In all i love india.  I love the raw sewage, the colors, the smell of the spices and markets. and the unexpected smiles from the people as you walk down the unmarked streets and take it all in.  I love asking locals for food recommends and watching bollywood movies.  The fact that they are truly believe in love here and not working all the time (even though they do) makes me realize that life is good.
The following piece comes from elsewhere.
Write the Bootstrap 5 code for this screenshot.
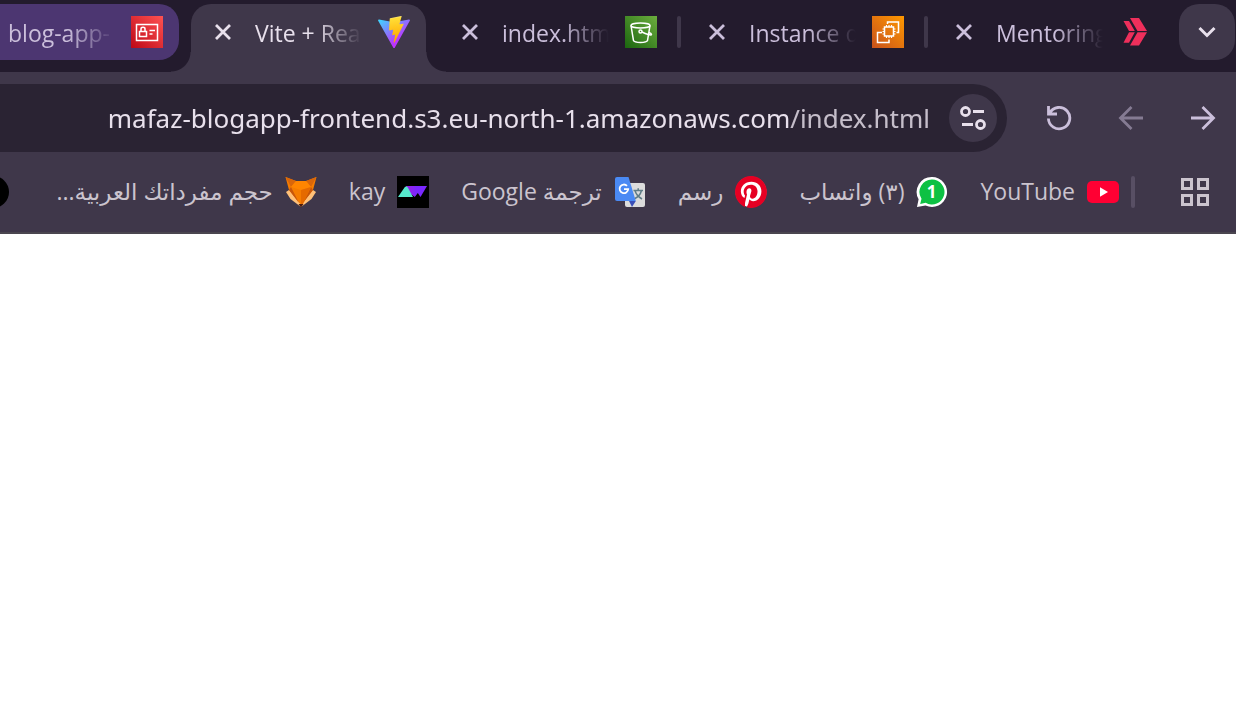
<!DOCTYPE html>
<html lang="ar" dir="rtl">
<head>
<meta charset="utf-8">
<meta name="viewport" content="width=device-width, initial-scale=1">
<title>Vite + React</title>
<link href="https://cdn.jsdelivr.net/npm/bootstrap@5.3.0/dist/css/bootstrap.min.css" rel="stylesheet">
<style>
  :root {
    --strip: #231b2d;
    --toolbar: #3f374a;
    --field: #2a2333;
    --group: #4c3671;
    --lilac: #cbbfdb;
    --light: #e8e0ec;
    --muted: #cbc4ce;
  }
  body { font-family: "Open Sans", "Noto Sans", "DejaVu Sans", sans-serif; background: #fff; }
  svg { display: block; flex: none; }
  .browser { background: var(--toolbar); border-bottom: 2px solid #4a464f; }
  .icon-btn { width: 56px; height: 56px; flex: none; color: var(--lilac); border: 0; background: none; padding: 0; }

  /* tab strip */
  .strip { background: var(--strip); height: 72px; padding: 4px 1px 0; gap: 4px; }
  .menu-btn { background: var(--toolbar); border-radius: 20px; color: var(--light); margin-left: 8px; }
  .tab { position: relative; width: 235px; height: 56px; flex: none; padding: 0 16px; gap: 16px; }
  .tab-title { flex: 1 1 0; min-width: 0; overflow: hidden; white-space: nowrap; direction: ltr; text-align: left;
    font-size: 23px; line-height: 32px; padding-top: 2px; color: var(--lilac); text-decoration: none;
    -webkit-mask-image: linear-gradient(to right, #000 calc(100% - 48px), transparent);
    mask-image: linear-gradient(to right, #000 calc(100% - 48px), transparent); }
  .close-btn { width: 32px; height: 32px; flex: none; border: 0; background: none; padding: 0; color: var(--lilac); }
  .tab-divider { width: 4px; height: 32px; margin-top: 12px; border-radius: 2px; background: var(--toolbar); flex: none; }
  .tab-divider.off { background: none; }
  .tab-grouped { background: var(--group); border-radius: 20px; }
  .tab-active { height: 68px; padding-bottom: 12px; background: var(--toolbar); border-radius: 20px 20px 0 0; }
  .tab-active .tab-title, .tab-active .close-btn { color: var(--light); }
  .tab-active::before, .tab-active::after { content: ""; position: absolute; bottom: 0; width: 20px; height: 20px; }
  .tab-active::before { right: -20px; background: radial-gradient(circle at 100% 0, transparent 19px, var(--toolbar) 20px); }
  .tab-active::after { left: -20px; background: radial-gradient(circle at 0 0, transparent 19px, var(--toolbar) 20px); }

  /* address row */
  .address-row { padding: 12px 5px 0 0; }
  .address { height: 68px; background: var(--field); border-radius: 0 34px 34px 0; padding-right: 10px; gap: 19px; margin-right: 24px; }
  .site-btn { width: 48px; height: 48px; flex: none; background: var(--toolbar); color: var(--light); border: 0; padding: 0; }
  .url { flex: 1 1 0; min-width: 0; border: 0; outline: 0; padding: 0; background: transparent; color: var(--light);
    direction: ltr; text-align: right; font-family: "Noto Sans", "Open Sans", sans-serif; font-size: 26px; line-height: 40px;
    -webkit-mask-image: linear-gradient(to right, #000 calc(100% - 141px), rgba(0,0,0,.82) 0);
    mask-image: linear-gradient(to right, #000 calc(100% - 141px), rgba(0,0,0,.82) 0); }

  /* bookmarks */
  .bookmarks { height: 80px; padding-right: 13px; }
  .mark-divider { width: 4px; height: 32px; border-radius: 2px; background: #584f64; margin: 0 32px 0 12px; flex: none; }
  .bookmark-list { gap: 32px; }
  .bookmark { gap: 12px; flex: none; color: var(--muted); text-decoration: none; white-space: nowrap; font-size: 23px; line-height: 32px; }
  .bookmark-title { padding-bottom: 2px; }
  .bookmark-title-full { width: 232px; }
  .dot { width: 32px; height: 32px; border-radius: 50%; background: #000; flex: none; }
</style>
</head>
<body>
<header class="browser overflow-hidden">
  <div class="strip d-flex align-items-start overflow-hidden" role="tablist">
    <button class="icon-btn menu-btn d-flex align-items-center justify-content-center" aria-label="Search tabs">
      <svg width="20" height="20" viewBox="0 0 20 20" fill="none" stroke="currentColor" stroke-width="3"><path d="M2.500 6 10 13.500 17.500 6"/></svg>
    </button>

    <div class="tab d-flex align-items-center" role="tab">
      <svg width="32" height="32" viewBox="0 0 32 32" fill="#ee2f5b"><path d="M11 2h9l8 13H18.500zM4.500 5h5.500l5.800 10H10zM10 16.300h5.800L10 26.800H4.500zM18.500 16.300H28l-8 13.200h-9z"/></svg>
      <a class="tab-title" href="#">Mentoring</a>
      <button class="close-btn d-flex align-items-center justify-content-center" aria-label="Close"><svg width="18" height="18" viewBox="0 0 18 18" stroke="currentColor" stroke-width="2.800"><path d="M2 2l14 14M16 2 2 16"/></svg></button>
    </div>
    <span class="tab-divider"></span>

    <div class="tab d-flex align-items-center" role="tab">
      <svg width="32" height="32" viewBox="0 0 32 32" fill="none" stroke="#fff" stroke-width="1.500">
        <defs><linearGradient id="ec2" x1="0" y1="1" x2="1" y2="0"><stop stop-color="#c8511b"/><stop offset="1" stop-color="#f90"/></linearGradient></defs>
        <path d="M0 0h32v32H0z" fill="url(#ec2)" stroke="none"/>
        <path d="M15.500 8V6H26.500V16.500H24.500M10 16.500H5.500V26.500H17V23.500"/>
        <path d="M12.500 11h9v9h-9z"/>
        <path stroke-width="1.200" d="M14.500 11V9M17 11V9M19.500 11V9M14.500 20v2M17 20v2M19.500 20v2M12.500 13h-2M12.500 15.500h-2M12.500 18h-2M21.500 13h2M21.500 15.500h2M21.500 18h2"/>
      </svg>
      <a class="tab-title" href="#">Instance d</a>
      <button class="close-btn d-flex align-items-center justify-content-center" aria-label="Close"><svg width="18" height="18" viewBox="0 0 18 18" stroke="currentColor" stroke-width="2.800"><path d="M2 2l14 14M16 2 2 16"/></svg></button>
    </div>
    <span class="tab-divider"></span>

    <div class="tab d-flex align-items-center" role="tab">
      <svg width="32" height="32" viewBox="0 0 32 32" fill="none" stroke="#fff" stroke-width="1.500">
        <defs><linearGradient id="s3" x1="0" y1="1" x2="1" y2="0"><stop stop-color="#1b660f"/><stop offset="1" stop-color="#6cae3e"/></linearGradient></defs>
        <path d="M0 0h32v32H0z" fill="url(#s3)" stroke="none"/>
        <ellipse cx="15.500" cy="9.500" rx="9.500" ry="2.500"/><path d="M6 9.500 8.500 24.500c1 2.600 13 2.600 14 0L25 9.500"/>
        <circle cx="15.500" cy="15.500" r="1.500"/><path d="M17 16c4 2 9.500 3.800 9.500 2.400 0-.6-1.500-1.400-2.500-1.900"/>
      </svg>
      <a class="tab-title" href="#">index.htm</a>
      <button class="close-btn d-flex align-items-center justify-content-center" aria-label="Close"><svg width="18" height="18" viewBox="0 0 18 18" stroke="currentColor" stroke-width="2.800"><path d="M2 2l14 14M16 2 2 16"/></svg></button>
    </div>
    <span class="tab-divider off"></span>

    <div class="tab tab-active d-flex align-items-center" role="tab" aria-selected="true">
      <svg width="32" height="32" viewBox="0 0 256 257">
        <defs>
          <linearGradient id="va" x1="-.8%" x2="57.600%" y1="7.600%" y2="78.400%"><stop stop-color="#41d1ff"/><stop offset="1" stop-color="#bd34fe"/></linearGradient>
          <linearGradient id="vb" x1="43.400%" x2="50.300%" y1="2.200%" y2="89%"><stop stop-color="#ffea83"/><stop offset=".083" stop-color="#ffdd35"/><stop offset="1" stop-color="#ffa800"/></linearGradient>
        </defs>
        <path fill="url(#va)" d="M255 38 134 254c-2.500 4.500-9 4.500-11.500 0L.9 38c-2.700-4.800 1.400-10.700 6.900-9.800l120.200 21.500c.8.100 1.600.1 2.300 0l117.900-21.500c5.400-1 9.600 4.900 6.800 9.800z"/>
        <path fill="url(#vb)" d="M185.400.1 96.400 17.500c-1.500.3-2.500 1.500-2.600 3l-5.500 92.500c-.1 2.200 1.900 3.900 4 3.400l24.800-5.700c2.300-.5 4.400 1.500 3.900 3.800l-7.300 36.100c-.5 2.400 1.800 4.500 4.100 3.800l15.300-4.700c2.400-.7 4.600 1.400 4.100 3.800l-11.700 56.600c-.7 3.500 4 5.500 6 2.500l1.300-2 72.500-144.600c1.200-2.400-.9-5.200-3.500-4.700l-25.500 4.900c-2.400.5-4.400-1.800-3.800-4.100L189.100 4.200c.7-2.300-1.300-4.500-3.700-4.100z"/>
      </svg>
      <a class="tab-title" href="#">Vite + Rea</a>
      <button class="close-btn d-flex align-items-center justify-content-center" aria-label="Close"><svg width="18" height="18" viewBox="0 0 18 18" stroke="currentColor" stroke-width="2.800"><path d="M2 2l14 14M16 2 2 16"/></svg></button>
    </div>
    <span class="tab-divider off"></span>

    <div class="tab tab-grouped d-flex align-items-center" role="tab">
      <svg width="32" height="32" viewBox="0 0 32 32" fill="none" stroke="#fff" stroke-width="1.500">
        <defs><linearGradient id="iam" x1="0" y1="1" x2="1" y2="0"><stop stop-color="#bd0816"/><stop offset="1" stop-color="#ff5252"/></linearGradient></defs>
        <path d="M0 0h32v32H0z" fill="url(#iam)" stroke="none"/>
        <path d="M5.500 8.500h21v16h-21zM8.500 15.500h7v5h-7zM10 15.500V13c0-2.200 4-2.200 4 0v2.500M18.500 14.500h5.500M18.500 18h3"/>
      </svg>
      <a class="tab-title" href="#">blog-app-</a>
      <button class="close-btn d-flex align-items-center justify-content-center" aria-label="Close"><svg width="18" height="18" viewBox="0 0 18 18" stroke="currentColor" stroke-width="2.800"><path d="M2 2l14 14M16 2 2 16"/></svg></button>
    </div>
  </div>

  <div class="address-row d-flex align-items-center">
    <div class="d-flex gap-3">
      <button class="icon-btn d-flex align-items-center justify-content-center" aria-label="Back"><svg width="26" height="26" viewBox="0 0 26 26" fill="none" stroke="currentColor" stroke-width="2.800"><path d="M1 13h22.500M12.500 2 23.500 13l-11 11"/></svg></button>
      <button class="icon-btn d-flex align-items-center justify-content-center opacity-50" aria-label="Forward" disabled><svg width="26" height="26" viewBox="0 0 26 26" fill="none" stroke="currentColor" stroke-width="2.800"><path d="M25 13H2.500M13.500 2 2.500 13l11 11"/></svg></button>
      <button class="icon-btn d-flex align-items-center justify-content-center" aria-label="Reload"><svg width="26" height="26" viewBox="0 0 26 26" fill="none" stroke="currentColor" stroke-width="2.800"><path d="M2.400 13.500A10.700 10.700 0 1 0 3.700 8M2.500 1v8H11"/></svg></button>
    </div>
    <div class="address d-flex align-items-center flex-grow-1">
      <button class="site-btn rounded-circle d-flex align-items-center justify-content-center" aria-label="Site information">
        <svg width="26" height="26" viewBox="0 0 26 26" fill="none" stroke="currentColor" stroke-width="2.800"><circle cx="5.500" cy="6.500" r="4"/><path d="M13 6.500h11M2 19.500h11"/><circle cx="20.500" cy="19.500" r="4"/></svg>
      </button>
      <input class="url" type="text" aria-label="Address" value="mafaz-blogapp-frontend.s3.eu-north-1.amazonaws.com/index.html">
    </div>
  </div>

  <nav class="bookmarks d-flex align-items-center" aria-label="Bookmarks">
    <button class="icon-btn d-flex align-items-center justify-content-center" aria-label="Apps"><svg width="28" height="28" viewBox="0 0 28 28" fill="none" stroke="#cbc4ce" stroke-width="3"><path d="M1.500 1.500h9v9h-9zM17.500 1.500h9v9h-9zM1.500 17.500h9v9h-9zM17.500 17.500h9v9h-9z"/></svg></button>
    <span class="mark-divider"></span>
    <div class="bookmark-list d-flex align-items-center">
      <a class="bookmark d-flex align-items-center" href="#">
        <svg width="32" height="32" viewBox="0 0 32 32"><rect y="5" width="32" height="22" rx="5" fill="#ff0033"/><path d="M13 11.200v9.600l8-4.800z" fill="#fff"/></svg>
        <span class="bookmark-title">YouTube</span>
      </a>
      <a class="bookmark d-flex align-items-center" href="#">
        <svg width="32" height="32" viewBox="0 0 32 32"><path d="M16 1a15 15 0 1 1-6.500 28.500L1 31l1.600-7.700A15 15 0 0 1 16 1z" fill="#fff"/><path d="M16 3.500a12.500 12.500 0 1 1-6.300 23.300L4.200 28l1.300-5.200A12.500 12.500 0 0 1 16 3.500z" fill="#0dc143"/><text x="15.500" y="21.500" text-anchor="middle" direction="ltr" font-size="17" font-weight="700" fill="#fff">1</text></svg>
        <span class="bookmark-title">(٣) واتساب</span>
      </a>
      <a class="bookmark d-flex align-items-center" href="#">
        <svg width="32" height="32" viewBox="0 0 24 24"><circle cx="12" cy="12" r="11.500" fill="#fff"/><path fill="#e60023" d="M12 0C5.400 0 0 5.400 0 12c0 5.100 3.200 9.400 7.600 11.200-.1-.9-.2-2.400 0-3.400l1.400-6s-.4-.7-.4-1.800c0-1.700 1-2.900 2.200-2.900 1 0 1.500.8 1.500 1.700 0 1-.7 2.600-1 4-.3 1.200.6 2.200 1.800 2.200 2.100 0 3.800-2.200 3.800-5.500 0-2.900-2.100-4.900-5-4.900-3.400 0-5.400 2.600-5.400 5.200 0 1 .4 2.100.9 2.700.1.100.1.200.1.300l-.3 1.400c-.1.200-.2.300-.4.200-1.500-.7-2.400-2.900-2.400-4.700 0-3.800 2.800-7.300 8-7.300 4.200 0 7.400 3 7.400 7 0 4.200-2.600 7.500-6.200 7.500-1.200 0-2.400-.6-2.800-1.400l-.7 2.900c-.3 1-1 2.300-1.500 3.100 1.100.4 2.300.5 3.400.5 6.600 0 12-5.400 12-12S18.600 0 12 0z"/></svg>
        <span class="bookmark-title">رسم</span>
      </a>
      <a class="bookmark d-flex align-items-center" href="#">
        <svg width="32" height="32" viewBox="0 0 32 32"><rect x="11" y="7" width="20" height="24" rx="2" fill="#dcdcdc"/><path d="M15 25h6.800L18 31z" fill="#3a4fb8"/><path d="M19.500 14.500h9.500M24.200 12.300v2.200M21 14.500c1 4 3.500 6.500 7 8.500M27.500 14.500c-1 4-4 7-7.500 8.500" fill="none" stroke="#5f7d86" stroke-width="1.500"/><path d="M3 1h11.500l7.300 24H3a2 2 0 0 1-2-2V3a2 2 0 0 1 2-2z" fill="#4a8af4"/><path d="M13 9.800a4.300 4.300 0 1 0 1.200 3.400H10" fill="none" stroke="#fff" stroke-width="1.800"/></svg>
        <span class="bookmark-title">ترجمة Google</span>
      </a>
      <a class="bookmark d-flex align-items-center" href="#">
        <svg width="32" height="32" viewBox="0 0 32 32"><defs><linearGradient id="kv" x1="0" x2="1"><stop stop-color="#a020e0"/><stop offset=".5" stop-color="#7a28ff"/></linearGradient></defs><path d="M0 0h32v32H0z"/><path d="M9 10h21l-6.500 11-2.700-4-3 4L10 15z" fill="url(#kv)"/><path d="M1 21 7.500 11.500c.8-1.200 2.500-1.200 3.300 0L16 21z" fill="#56e8cd"/></svg>
        <span class="bookmark-title">kay</span>
      </a>
      <a class="bookmark d-flex align-items-center" href="#">
        <svg width="32" height="32" viewBox="0 0 32 32"><path d="M1 16l6-4h18l6 4-4.500 7L16 31 5.500 23z" fill="#ffc078"/><path d="M.5 1 11 5h10L31.500 1 28 14 16 29 4 14z" fill="#f57c00"/><path d="M.5 1 11 5 6 11zM31.500 1 21 5l5 6z" fill="#d9660a"/><path d="M4 14l2-3 8 16zM28 14l-2-3-8 16z" fill="#c8560a"/><path d="M6 11 11 5h10l5 6-10 3z" fill="#ff8500"/><path d="M16 14l10-3-8 17h-2z" fill="#e56a00"/><path d="M13.500 28h5L16 31.500z" fill="#4a1c10"/></svg>
        <span class="bookmark-title bookmark-title-full">حجم مفرداتك العربية...</span>
      </a>
      <a class="bookmark d-flex align-items-center" href="#" aria-label="Bookmark"><span class="dot"></span></a>
    </div>
  </nav>
</header>
<main></main>
<script src="https://cdn.jsdelivr.net/npm/bootstrap@5.3.0/dist/js/bootstrap.bundle.min.js"></script>
</body>
</html>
A final realization is that in spending time with my cousin in Tamil Nadu, My father had a bigger impact on the family than I could ever realize.  Seeing cullen with a blanket that my father made as gifts  for all the siblings sitting on my makeshift bed made me cry.  I divested a lot of stuff (all) that my parents left behind.  In a way it was a soul cleansing, but I realized upon seeing the blanket how much of an effect it had on cullen.  He said he used to wear it as a ghost cape all around the house.  Took it with him to college and then the journey across the water. He then revealed how many of the musicals my father listened to and recommended made their way to his house.  It was in that moment that i realized no matter how small the effect, we all affect people in some way.  I don’t know what my legacy will be, or if their will be one, but I have left a small mark on this world and that's good enough for me
Until next time…
PS. Upon arriving back at the hostel, I was asked to help "Intern" and get the hostel prepared for what will be an inevitable freight train of success. I committed myself to a month with a very strict food budget and my room accommodations taken care of in exchange for 4 hours of work per day 6 days a week. I can only learn from this experience and become better. The staff really likes me and and I truly respect them. It is a great team and look forward to the month.